PROBLEM DESCRIPTION: Leave out every picture, then transcribe the rest of the listing exactly.

DATA:
»»

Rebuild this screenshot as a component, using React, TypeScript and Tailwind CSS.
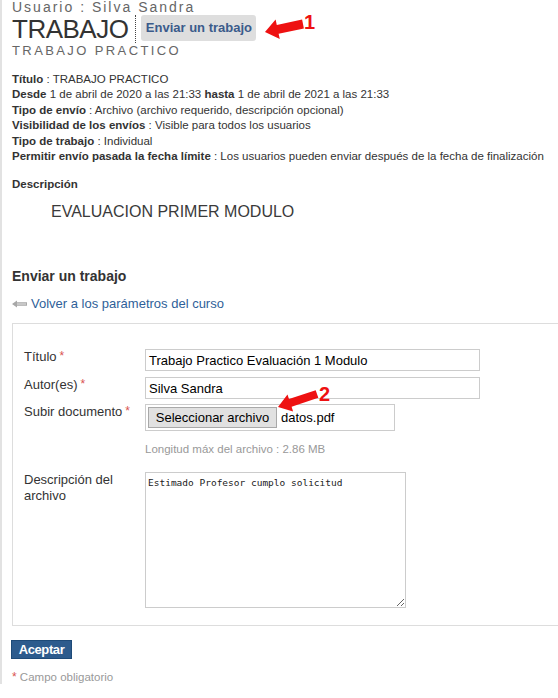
import React from "react";

function Req() {
  return <span className="text-[#d9534f] text-[12px] align-top ml-[3px]">*</span>;
}

export default function App() {
  return (
    <div className="relative w-[558px] h-[698px] overflow-hidden bg-white font-['Liberation_Sans',Arial,sans-serif] text-[#333]">
      <div className="border-l-2 border-[#e2e2e2] pl-[10px]">
        <div className="text-[14px] leading-[15px] tracking-[2px] text-[#666]">Usuario : Silva Sandra</div>
        <div className="flex items-start h-[28px]">
          <div className="text-[26px] leading-[28px] tracking-[-0.5px] text-[#333]">TRABAJO</div>
          <div className="ml-[7px] h-[28px] border-l border-dotted border-[#444]" />
          <div className="ml-[5px] h-[26px] w-[115px] rounded-[3px] bg-[#dedede] flex items-center justify-center text-[13px] font-bold text-[#3b5b8b]">
            Enviar un trabajo
          </div>
        </div>
        <div className="text-[13px] leading-[15px] tracking-[2.4px] text-[#666]">TRABAJO PRACTICO</div>

        <div className="mt-[14px] text-[11.5px] leading-[15.4px] text-[#333]">
          <div><b>Título</b> : TRABAJO PRACTICO</div>
          <div><b>Desde</b> 1 de abril de 2020 a las 21:33 <b>hasta</b> 1 de abril de 2021 a las 21:33</div>
          <div><b>Tipo de envío</b> : Archivo (archivo requerido, descripción opcional)</div>
          <div><b>Visibilidad de los envíos</b> : Visible para todos los usuarios</div>
          <div><b>Tipo de trabajo</b> : Individual</div>
          <div><b>Permitir envío pasada la fecha límite</b> : Los usuarios pueden enviar después de la fecha de finalización</div>
        </div>

        <div className="mt-[13px] text-[11.5px] leading-[15px] font-bold text-[#333]">Descripción</div>
        <div className="mt-[11px] ml-[39px] text-[16px] leading-[18px] text-[#3a3a3a]">EVALUACION PRIMER MODULO</div>

        <div className="mt-[47px] text-[14px] leading-[16px] font-bold text-[#333]">Enviar un trabajo</div>
        <div className="mt-[12px] flex items-center text-[13px] leading-[15px]">
          <svg width="15" height="8" viewBox="0 0 15 8" className="mr-[4px]">
            <path d="M0 4 L5 0.5 L5 2.3 L15 2.3 L15 5.7 L5 5.7 L5 7.5 Z" fill="#a8a8a8" />
            <line x1="5" y1="4" x2="14" y2="4" stroke="#e6e6e6" strokeWidth="1" />
          </svg>
          <span className="text-[#2f5f99]">Volver a los parámetros del curso</span>
        </div>

        <div className="mt-[12px] w-[560px] border border-[#dddddd] pt-[25px] pl-[11px] pb-[17px]">
          <div className="flex">
            <div className="w-[121px] text-[13px] leading-[15px] text-[#333]">Título<Req /></div>
            <div className="w-[335px] h-[22px] border border-[#cccccc] px-[3px] flex items-center text-[13px] text-black">
              Trabajo Practico Evaluación 1 Modulo
            </div>
          </div>
          <div className="flex mt-[6px]">
            <div className="w-[121px] text-[13px] leading-[15px] text-[#333]">Autor(es)<Req /></div>
            <div className="w-[335px] h-[22px] border border-[#cccccc] px-[3px] flex items-center text-[13px] text-black">
              Silva Sandra
            </div>
          </div>
          <div className="flex mt-[5px]">
            <div className="w-[121px] text-[13px] leading-[15px] text-[#333]">Subir documento<Req /></div>
            <div>
              <div className="w-[250px] h-[27px] border border-[#cccccc] pl-[2px] flex items-center text-[13px] text-black">
                <div className="h-[21px] w-[129px] border border-[#a9a9a9] bg-[#e1e1e1] flex items-center justify-center">
                  Seleccionar archivo
                </div>
                <span className="ml-[4px]">datos.pdf</span>
              </div>
              <div className="mt-[11px] text-[11.5px] leading-[14px] text-[#999]">Longitud máx del archivo : 2.86 MB</div>
            </div>
          </div>
          <div className="flex mt-[16px]">
            <div className="w-[121px] text-[13px] leading-[16px] text-[#333]">Descripción del archivo</div>
            <textarea
              readOnly
              defaultValue="Estimado Profesor cumplo solicitud"
              className="w-[261px] h-[136px] border border-[#cccccc] px-[2px] py-[4px] font-['DejaVu_Sans_Mono',monospace] text-[9.5px] leading-[12px] text-[#222] outline-none"
            />
          </div>
        </div>

        <div className="mt-[14px] -ml-[1px] w-[61px] h-[19px] bg-[#2d5b8d] border border-[#1e4a78] flex items-center justify-center text-[13px] leading-none font-bold tracking-[-0.4px] text-white">
          Aceptar
        </div>
        <div className="mt-[11px] text-[11.5px] leading-[14px] text-[#999]">
          <span className="text-[#d9534f] text-[12px]">*</span> Campo obligatorio
        </div>
      </div>

      <svg className="absolute left-0 top-0 pointer-events-none" width="558" height="698" viewBox="0 0 558 698">
        <polygon
          points="265,32 275.6,19.5 276.8,24.9 302.1,19.6 303.9,28.4 278.6,33.7 279.8,39.1"
          fill="#ee1111"
        />
        <polygon
          points="278,407 287.5,394.4 289,399.1 315.7,390.2 318.3,397.8 291.6,406.7 293.1,411.4"
          fill="#ee1111"
        />
      </svg>
      <span className="absolute left-[304px] top-[12px] text-[20px] leading-[20px] font-bold text-[#ee1111]">1</span>
      <span className="absolute left-[319px] top-[384px] text-[20px] leading-[20px] font-bold text-[#ee1111]">2</span>
    </div>
  );
}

««

RESULT OF THIS TASK:
Rebuild this screenshot as a component, using React, TypeScript and Tailwind CSS.
import React from "react";

function Req() {
  return <span className="text-[#d9534f] text-[12px] align-top ml-[3px]">*</span>;
}

export default function App() {
  return (
    <div className="relative w-[558px] h-[698px] overflow-hidden bg-white font-['Liberation_Sans',Arial,sans-serif] text-[#333]">
      <div className="border-l-2 border-[#e2e2e2] pl-[10px]">
        <div className="text-[14px] leading-[15px] tracking-[2px] text-[#666]">Usuario : Silva Sandra</div>
        <div className="flex items-start h-[28px]">
          <div className="text-[26px] leading-[28px] tracking-[-0.5px] text-[#333]">TRABAJO</div>
          <div className="ml-[7px] h-[28px] border-l border-dotted border-[#444]" />
          <div className="ml-[5px] h-[26px] w-[115px] rounded-[3px] bg-[#dedede] flex items-center justify-center text-[13px] font-bold text-[#3b5b8b]">
            Enviar un trabajo
          </div>
        </div>
        <div className="text-[13px] leading-[15px] tracking-[2.4px] text-[#666]">TRABAJO PRACTICO</div>

        <div className="mt-[14px] text-[11.5px] leading-[15.4px] text-[#333]">
          <div><b>Título</b> : TRABAJO PRACTICO</div>
          <div><b>Desde</b> 1 de abril de 2020 a las 21:33 <b>hasta</b> 1 de abril de 2021 a las 21:33</div>
          <div><b>Tipo de envío</b> : Archivo (archivo requerido, descripción opcional)</div>
          <div><b>Visibilidad de los envíos</b> : Visible para todos los usuarios</div>
          <div><b>Tipo de trabajo</b> : Individual</div>
          <div><b>Permitir envío pasada la fecha límite</b> : Los usuarios pueden enviar después de la fecha de finalización</div>
        </div>

        <div className="mt-[13px] text-[11.5px] leading-[15px] font-bold text-[#333]">Descripción</div>
        <div className="mt-[11px] ml-[39px] text-[16px] leading-[18px] text-[#3a3a3a]">EVALUACION PRIMER MODULO</div>

        <div className="mt-[47px] text-[14px] leading-[16px] font-bold text-[#333]">Enviar un trabajo</div>
        <div className="mt-[12px] flex items-center text-[13px] leading-[15px]">
          <svg width="15" height="8" viewBox="0 0 15 8" className="mr-[4px]">
            <path d="M0 4 L5 0.5 L5 2.3 L15 2.3 L15 5.7 L5 5.7 L5 7.5 Z" fill="#a8a8a8" />
            <line x1="5" y1="4" x2="14" y2="4" stroke="#e6e6e6" strokeWidth="1" />
          </svg>
          <span className="text-[#2f5f99]">Volver a los parámetros del curso</span>
        </div>

        <div className="mt-[12px] w-[560px] border border-[#dddddd] pt-[25px] pl-[11px] pb-[17px]">
          <div className="flex">
            <div className="w-[121px] text-[13px] leading-[15px] text-[#333]">Título<Req /></div>
            <div className="w-[335px] h-[22px] border border-[#cccccc] px-[3px] flex items-center text-[13px] text-black">
              Trabajo Practico Evaluación 1 Modulo
            </div>
          </div>
          <div className="flex mt-[6px]">
            <div className="w-[121px] text-[13px] leading-[15px] text-[#333]">Autor(es)<Req /></div>
            <div className="w-[335px] h-[22px] border border-[#cccccc] px-[3px] flex items-center text-[13px] text-black">
              Silva Sandra
            </div>
          </div>
          <div className="flex mt-[5px]">
            <div className="w-[121px] text-[13px] leading-[15px] text-[#333]">Subir documento<Req /></div>
            <div>
              <div className="w-[250px] h-[27px] border border-[#cccccc] pl-[2px] flex items-center text-[13px] text-black">
                <div className="h-[21px] w-[129px] border border-[#a9a9a9] bg-[#e1e1e1] flex items-center justify-center">
                  Seleccionar archivo
                </div>
                <span className="ml-[4px]">datos.pdf</span>
              </div>
              <div className="mt-[11px] text-[11.5px] leading-[14px] text-[#999]">Longitud máx del archivo : 2.86 MB</div>
            </div>
          </div>
          <div className="flex mt-[16px]">
            <div className="w-[121px] text-[13px] leading-[16px] text-[#333]">Descripción del archivo</div>
            <textarea
              readOnly
              defaultValue="Estimado Profesor cumplo solicitud"
              className="w-[261px] h-[136px] border border-[#cccccc] px-[2px] py-[4px] font-['DejaVu_Sans_Mono',monospace] text-[9.5px] leading-[12px] text-[#222] outline-none"
            />
          </div>
        </div>

        <div className="mt-[14px] -ml-[1px] w-[61px] h-[19px] bg-[#2d5b8d] border border-[#1e4a78] flex items-center justify-center text-[13px] leading-none font-bold tracking-[-0.4px] text-white">
          Aceptar
        </div>
        <div className="mt-[11px] text-[11.5px] leading-[14px] text-[#999]">
          <span className="text-[#d9534f] text-[12px]">*</span> Campo obligatorio
        </div>
      </div>

      <svg className="absolute left-0 top-0 pointer-events-none" width="558" height="698" viewBox="0 0 558 698">
        <polygon
          points="265,32 275.6,19.5 276.8,24.9 302.1,19.6 303.9,28.4 278.6,33.7 279.8,39.1"
          fill="#ee1111"
        />
        <polygon
          points="278,407 287.5,394.4 289,399.1 315.7,390.2 318.3,397.8 291.6,406.7 293.1,411.4"
          fill="#ee1111"
        />
      </svg>
      <span className="absolute left-[304px] top-[12px] text-[20px] leading-[20px] font-bold text-[#ee1111]">1</span>
      <span className="absolute left-[319px] top-[384px] text-[20px] leading-[20px] font-bold text-[#ee1111]">2</span>
    </div>
  );
}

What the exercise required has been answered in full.